▼▼▼
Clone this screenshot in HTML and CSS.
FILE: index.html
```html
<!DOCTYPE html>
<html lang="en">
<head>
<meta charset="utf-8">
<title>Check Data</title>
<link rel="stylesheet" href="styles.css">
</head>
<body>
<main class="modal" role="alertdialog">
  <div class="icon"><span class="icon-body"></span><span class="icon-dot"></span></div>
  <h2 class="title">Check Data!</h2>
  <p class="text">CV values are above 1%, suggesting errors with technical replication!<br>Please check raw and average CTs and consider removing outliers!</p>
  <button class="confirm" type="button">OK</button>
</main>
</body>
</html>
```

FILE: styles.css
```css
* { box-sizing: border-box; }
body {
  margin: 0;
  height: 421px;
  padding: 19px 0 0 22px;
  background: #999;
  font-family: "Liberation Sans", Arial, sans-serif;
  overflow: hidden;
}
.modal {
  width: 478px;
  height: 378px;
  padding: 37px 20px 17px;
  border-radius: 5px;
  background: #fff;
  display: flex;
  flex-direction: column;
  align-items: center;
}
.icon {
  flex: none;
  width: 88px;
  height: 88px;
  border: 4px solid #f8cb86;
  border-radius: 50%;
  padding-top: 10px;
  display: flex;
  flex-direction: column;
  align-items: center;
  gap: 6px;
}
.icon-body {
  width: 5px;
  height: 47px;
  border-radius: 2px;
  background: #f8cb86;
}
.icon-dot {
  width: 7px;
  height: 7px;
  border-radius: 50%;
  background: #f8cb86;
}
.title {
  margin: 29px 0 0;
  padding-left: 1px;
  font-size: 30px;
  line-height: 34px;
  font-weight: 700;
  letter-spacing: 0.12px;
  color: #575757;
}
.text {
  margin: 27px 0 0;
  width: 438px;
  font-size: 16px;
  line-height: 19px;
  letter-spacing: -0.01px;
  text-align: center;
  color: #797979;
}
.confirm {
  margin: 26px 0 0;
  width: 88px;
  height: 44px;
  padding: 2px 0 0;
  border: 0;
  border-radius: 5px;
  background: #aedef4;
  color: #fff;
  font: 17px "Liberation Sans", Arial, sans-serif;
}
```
▲▲▲
▼▼▼
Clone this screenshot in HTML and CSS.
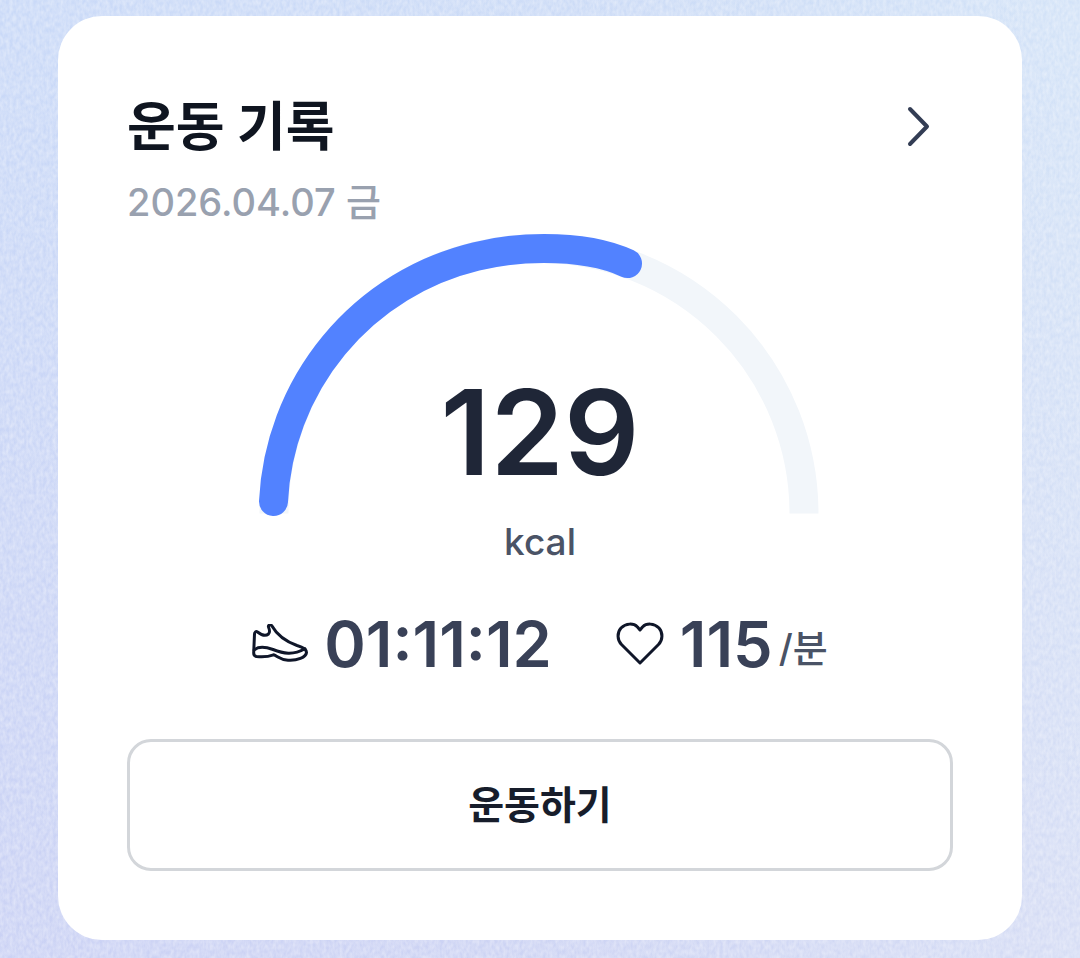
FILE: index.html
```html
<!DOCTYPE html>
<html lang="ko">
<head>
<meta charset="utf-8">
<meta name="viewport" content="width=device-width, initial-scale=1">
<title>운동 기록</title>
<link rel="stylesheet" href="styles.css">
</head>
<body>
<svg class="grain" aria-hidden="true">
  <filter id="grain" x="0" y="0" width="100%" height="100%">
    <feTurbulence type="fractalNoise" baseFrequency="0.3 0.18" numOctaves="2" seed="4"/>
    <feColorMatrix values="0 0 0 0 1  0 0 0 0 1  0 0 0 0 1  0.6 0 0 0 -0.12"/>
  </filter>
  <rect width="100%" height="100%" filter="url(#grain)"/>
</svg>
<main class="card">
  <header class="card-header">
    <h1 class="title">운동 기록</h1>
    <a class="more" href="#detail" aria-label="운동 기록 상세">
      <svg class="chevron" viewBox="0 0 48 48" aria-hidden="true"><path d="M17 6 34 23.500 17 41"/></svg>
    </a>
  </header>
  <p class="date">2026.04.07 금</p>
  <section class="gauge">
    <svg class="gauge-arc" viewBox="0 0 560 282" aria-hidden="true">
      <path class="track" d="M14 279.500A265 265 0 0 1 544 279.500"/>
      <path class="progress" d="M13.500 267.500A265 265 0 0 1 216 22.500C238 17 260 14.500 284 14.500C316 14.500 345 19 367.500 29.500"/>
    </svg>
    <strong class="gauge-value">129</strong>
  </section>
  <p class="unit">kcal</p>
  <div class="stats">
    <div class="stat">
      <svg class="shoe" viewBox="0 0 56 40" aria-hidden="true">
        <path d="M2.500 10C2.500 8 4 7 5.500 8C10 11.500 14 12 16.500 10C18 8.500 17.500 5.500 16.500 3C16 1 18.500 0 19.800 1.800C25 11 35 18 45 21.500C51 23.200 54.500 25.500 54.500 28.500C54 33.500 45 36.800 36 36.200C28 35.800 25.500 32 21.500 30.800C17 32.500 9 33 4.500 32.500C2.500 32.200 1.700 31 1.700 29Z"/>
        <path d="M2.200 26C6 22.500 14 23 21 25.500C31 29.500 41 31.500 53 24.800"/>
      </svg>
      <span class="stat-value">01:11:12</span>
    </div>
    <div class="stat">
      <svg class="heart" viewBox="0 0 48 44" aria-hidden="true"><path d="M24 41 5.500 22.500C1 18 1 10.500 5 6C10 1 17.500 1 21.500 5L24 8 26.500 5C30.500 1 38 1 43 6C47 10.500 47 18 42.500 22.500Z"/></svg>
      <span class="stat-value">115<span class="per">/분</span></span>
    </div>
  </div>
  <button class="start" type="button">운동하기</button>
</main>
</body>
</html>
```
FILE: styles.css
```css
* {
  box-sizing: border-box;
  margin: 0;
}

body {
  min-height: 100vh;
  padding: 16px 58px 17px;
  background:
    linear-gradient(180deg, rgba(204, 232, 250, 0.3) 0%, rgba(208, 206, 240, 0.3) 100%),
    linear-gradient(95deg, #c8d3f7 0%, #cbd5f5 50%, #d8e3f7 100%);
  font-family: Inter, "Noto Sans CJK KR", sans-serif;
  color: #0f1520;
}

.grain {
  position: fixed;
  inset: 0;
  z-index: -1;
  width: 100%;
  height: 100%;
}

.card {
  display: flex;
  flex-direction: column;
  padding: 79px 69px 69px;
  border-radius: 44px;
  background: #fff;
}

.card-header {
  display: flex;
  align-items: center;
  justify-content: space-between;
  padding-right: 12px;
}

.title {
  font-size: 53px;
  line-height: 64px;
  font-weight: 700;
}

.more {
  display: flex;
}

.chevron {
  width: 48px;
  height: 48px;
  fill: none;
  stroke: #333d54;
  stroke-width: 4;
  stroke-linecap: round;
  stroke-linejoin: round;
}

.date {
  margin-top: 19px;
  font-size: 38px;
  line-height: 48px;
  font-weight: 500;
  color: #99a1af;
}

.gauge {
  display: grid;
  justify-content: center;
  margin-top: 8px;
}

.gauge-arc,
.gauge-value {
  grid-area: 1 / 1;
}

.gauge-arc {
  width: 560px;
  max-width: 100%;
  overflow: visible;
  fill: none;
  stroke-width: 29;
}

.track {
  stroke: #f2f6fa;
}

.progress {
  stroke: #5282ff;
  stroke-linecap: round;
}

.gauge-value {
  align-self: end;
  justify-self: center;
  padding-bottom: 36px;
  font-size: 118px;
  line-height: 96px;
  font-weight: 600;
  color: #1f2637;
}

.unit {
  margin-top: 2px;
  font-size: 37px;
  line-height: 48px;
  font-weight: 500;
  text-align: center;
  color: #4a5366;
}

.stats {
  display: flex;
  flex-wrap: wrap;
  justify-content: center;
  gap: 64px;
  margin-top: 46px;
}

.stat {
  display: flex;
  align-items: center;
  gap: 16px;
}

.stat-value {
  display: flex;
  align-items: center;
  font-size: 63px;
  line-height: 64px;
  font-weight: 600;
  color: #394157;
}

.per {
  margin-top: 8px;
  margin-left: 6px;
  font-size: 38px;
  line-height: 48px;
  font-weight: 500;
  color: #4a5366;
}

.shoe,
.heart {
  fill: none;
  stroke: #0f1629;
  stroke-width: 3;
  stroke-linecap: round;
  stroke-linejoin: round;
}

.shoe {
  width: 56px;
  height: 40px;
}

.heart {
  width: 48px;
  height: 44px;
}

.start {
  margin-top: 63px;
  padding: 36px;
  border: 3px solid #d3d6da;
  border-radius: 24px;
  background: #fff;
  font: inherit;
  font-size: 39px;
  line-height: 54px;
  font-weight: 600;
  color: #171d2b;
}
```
▲▲▲
▼▼▼
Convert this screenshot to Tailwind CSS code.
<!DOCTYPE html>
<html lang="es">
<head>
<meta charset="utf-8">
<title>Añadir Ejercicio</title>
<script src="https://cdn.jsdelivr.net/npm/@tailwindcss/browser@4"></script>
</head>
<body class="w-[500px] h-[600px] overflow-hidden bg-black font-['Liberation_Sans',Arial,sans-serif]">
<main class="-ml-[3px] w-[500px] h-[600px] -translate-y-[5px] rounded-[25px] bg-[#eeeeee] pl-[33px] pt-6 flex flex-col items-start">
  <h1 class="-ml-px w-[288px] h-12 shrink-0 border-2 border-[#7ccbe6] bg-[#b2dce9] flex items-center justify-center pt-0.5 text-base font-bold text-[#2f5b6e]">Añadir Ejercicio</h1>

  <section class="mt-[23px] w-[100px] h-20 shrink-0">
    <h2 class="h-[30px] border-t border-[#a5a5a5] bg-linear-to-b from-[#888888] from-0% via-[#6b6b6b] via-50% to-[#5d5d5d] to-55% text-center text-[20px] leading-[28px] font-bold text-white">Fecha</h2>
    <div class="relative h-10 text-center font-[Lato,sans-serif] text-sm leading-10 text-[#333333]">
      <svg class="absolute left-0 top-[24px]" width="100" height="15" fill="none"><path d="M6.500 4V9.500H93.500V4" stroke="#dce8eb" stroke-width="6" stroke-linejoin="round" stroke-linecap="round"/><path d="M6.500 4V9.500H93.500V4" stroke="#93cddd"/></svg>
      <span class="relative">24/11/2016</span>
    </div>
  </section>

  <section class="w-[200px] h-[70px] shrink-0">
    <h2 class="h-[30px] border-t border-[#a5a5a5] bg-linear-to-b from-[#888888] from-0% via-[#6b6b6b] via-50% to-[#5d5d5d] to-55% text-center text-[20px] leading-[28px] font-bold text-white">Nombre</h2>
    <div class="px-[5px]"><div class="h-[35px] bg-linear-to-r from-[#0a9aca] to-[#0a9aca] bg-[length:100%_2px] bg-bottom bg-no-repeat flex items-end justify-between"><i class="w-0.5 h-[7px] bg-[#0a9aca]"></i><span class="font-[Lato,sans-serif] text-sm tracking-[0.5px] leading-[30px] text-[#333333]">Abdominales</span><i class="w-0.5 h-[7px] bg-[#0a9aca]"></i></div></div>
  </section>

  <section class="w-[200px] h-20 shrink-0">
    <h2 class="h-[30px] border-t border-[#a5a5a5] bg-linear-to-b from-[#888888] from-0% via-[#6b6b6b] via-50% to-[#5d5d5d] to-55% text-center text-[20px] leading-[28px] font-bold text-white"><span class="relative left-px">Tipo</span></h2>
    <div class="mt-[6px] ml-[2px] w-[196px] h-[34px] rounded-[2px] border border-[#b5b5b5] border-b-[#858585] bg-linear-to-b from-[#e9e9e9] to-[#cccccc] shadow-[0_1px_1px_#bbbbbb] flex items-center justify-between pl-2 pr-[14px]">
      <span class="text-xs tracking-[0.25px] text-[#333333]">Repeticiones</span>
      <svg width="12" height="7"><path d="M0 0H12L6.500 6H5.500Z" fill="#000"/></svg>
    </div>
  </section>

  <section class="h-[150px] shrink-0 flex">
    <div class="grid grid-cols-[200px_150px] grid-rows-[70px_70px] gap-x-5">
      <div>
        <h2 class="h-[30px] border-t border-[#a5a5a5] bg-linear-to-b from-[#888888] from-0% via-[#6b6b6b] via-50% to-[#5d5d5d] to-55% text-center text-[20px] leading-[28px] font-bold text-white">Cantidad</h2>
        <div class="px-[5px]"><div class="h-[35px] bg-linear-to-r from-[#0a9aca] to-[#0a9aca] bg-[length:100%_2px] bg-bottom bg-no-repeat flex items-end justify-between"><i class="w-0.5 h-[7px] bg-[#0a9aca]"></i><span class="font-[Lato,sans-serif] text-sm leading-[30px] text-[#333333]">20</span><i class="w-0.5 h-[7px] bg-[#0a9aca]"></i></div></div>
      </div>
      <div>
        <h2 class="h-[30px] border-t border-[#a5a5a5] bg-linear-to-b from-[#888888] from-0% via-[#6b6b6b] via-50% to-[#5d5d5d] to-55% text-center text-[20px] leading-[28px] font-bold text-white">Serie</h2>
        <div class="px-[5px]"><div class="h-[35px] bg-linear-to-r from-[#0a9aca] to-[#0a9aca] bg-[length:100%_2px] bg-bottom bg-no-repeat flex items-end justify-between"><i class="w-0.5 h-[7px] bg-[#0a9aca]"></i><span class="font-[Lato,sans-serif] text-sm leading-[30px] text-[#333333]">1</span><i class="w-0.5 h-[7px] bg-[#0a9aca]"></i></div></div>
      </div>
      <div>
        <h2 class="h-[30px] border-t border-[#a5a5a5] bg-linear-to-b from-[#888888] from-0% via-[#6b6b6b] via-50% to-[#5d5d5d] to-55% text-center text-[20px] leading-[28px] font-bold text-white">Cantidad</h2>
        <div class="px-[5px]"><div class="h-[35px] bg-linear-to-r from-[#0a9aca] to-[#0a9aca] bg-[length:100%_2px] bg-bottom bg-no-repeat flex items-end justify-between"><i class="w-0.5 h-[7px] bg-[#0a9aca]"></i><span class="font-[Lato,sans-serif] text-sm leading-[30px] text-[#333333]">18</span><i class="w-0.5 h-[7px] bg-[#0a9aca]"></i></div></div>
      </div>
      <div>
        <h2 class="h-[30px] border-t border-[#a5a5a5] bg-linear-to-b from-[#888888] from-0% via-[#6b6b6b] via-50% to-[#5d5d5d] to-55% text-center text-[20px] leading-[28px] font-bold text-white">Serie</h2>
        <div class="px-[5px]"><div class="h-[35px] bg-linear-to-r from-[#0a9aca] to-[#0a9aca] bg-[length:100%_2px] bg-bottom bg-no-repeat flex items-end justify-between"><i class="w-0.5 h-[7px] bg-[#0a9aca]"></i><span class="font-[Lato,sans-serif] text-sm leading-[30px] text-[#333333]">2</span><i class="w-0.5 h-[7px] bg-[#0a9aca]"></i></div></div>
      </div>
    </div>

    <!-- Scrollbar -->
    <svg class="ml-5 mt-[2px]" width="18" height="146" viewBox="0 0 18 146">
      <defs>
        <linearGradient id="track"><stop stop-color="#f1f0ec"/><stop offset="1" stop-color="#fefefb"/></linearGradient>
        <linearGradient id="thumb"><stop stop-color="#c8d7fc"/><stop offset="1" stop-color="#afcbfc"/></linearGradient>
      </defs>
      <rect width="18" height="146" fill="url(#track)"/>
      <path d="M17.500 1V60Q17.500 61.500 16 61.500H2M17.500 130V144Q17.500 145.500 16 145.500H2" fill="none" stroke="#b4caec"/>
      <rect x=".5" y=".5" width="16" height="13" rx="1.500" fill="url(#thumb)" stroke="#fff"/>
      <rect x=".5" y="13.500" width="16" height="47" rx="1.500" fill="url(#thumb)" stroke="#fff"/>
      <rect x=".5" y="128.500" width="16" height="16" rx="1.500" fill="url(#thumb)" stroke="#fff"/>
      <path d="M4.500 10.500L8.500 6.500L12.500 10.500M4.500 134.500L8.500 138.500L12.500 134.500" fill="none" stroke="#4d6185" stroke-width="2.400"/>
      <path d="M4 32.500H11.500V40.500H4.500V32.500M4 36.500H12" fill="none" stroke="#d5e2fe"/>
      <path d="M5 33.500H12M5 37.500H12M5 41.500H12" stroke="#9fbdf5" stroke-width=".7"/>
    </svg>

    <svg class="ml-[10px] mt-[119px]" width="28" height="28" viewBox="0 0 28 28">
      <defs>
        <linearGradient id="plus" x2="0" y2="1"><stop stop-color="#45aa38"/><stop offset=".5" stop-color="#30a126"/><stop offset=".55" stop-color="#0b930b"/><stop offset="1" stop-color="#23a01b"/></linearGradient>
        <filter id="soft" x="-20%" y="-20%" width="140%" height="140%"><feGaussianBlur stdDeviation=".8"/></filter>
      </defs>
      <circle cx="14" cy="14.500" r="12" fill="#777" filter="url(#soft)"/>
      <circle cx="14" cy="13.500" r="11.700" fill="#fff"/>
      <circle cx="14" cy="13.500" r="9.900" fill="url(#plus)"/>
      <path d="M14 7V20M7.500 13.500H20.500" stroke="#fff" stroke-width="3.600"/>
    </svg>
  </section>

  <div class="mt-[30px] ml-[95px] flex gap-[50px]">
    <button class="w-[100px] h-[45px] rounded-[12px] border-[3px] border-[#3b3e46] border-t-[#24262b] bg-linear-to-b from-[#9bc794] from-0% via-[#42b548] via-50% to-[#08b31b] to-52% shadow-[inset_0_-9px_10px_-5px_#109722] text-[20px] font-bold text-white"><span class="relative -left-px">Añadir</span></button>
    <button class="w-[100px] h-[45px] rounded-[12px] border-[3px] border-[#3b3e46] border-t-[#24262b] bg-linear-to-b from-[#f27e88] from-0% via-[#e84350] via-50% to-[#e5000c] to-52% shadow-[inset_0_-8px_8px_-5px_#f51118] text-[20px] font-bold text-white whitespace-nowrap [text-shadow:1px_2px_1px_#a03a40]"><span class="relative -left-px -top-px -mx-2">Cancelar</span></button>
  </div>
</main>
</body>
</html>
▲▲▲
PROBLEM TO WORK ON: Output the section opening with the line that has "Convert this screenshot to Tailwind CSS code." and closing with the line that has "w-[288px] h-12 shrink-0". Keep both end lines and leave out the rest.

CORRECT RESULT:
Convert this screenshot to Tailwind CSS code.
<!DOCTYPE html>
<html lang="es">
<head>
<meta charset="utf-8">
<title>Añadir Ejercicio</title>
<script src="https://cdn.jsdelivr.net/npm/@tailwindcss/browser@4"></script>
</head>
<body class="w-[500px] h-[600px] overflow-hidden bg-black font-['Liberation_Sans',Arial,sans-serif]">
<main class="-ml-[3px] w-[500px] h-[600px] -translate-y-[5px] rounded-[25px] bg-[#eeeeee] pl-[33px] pt-6 flex flex-col items-start">
  <h1 class="-ml-px w-[288px] h-12 shrink-0 border-2 border-[#7ccbe6] bg-[#b2dce9] flex items-center justify-center pt-0.5 text-base font-bold text-[#2f5b6e]">Añadir Ejercicio</h1>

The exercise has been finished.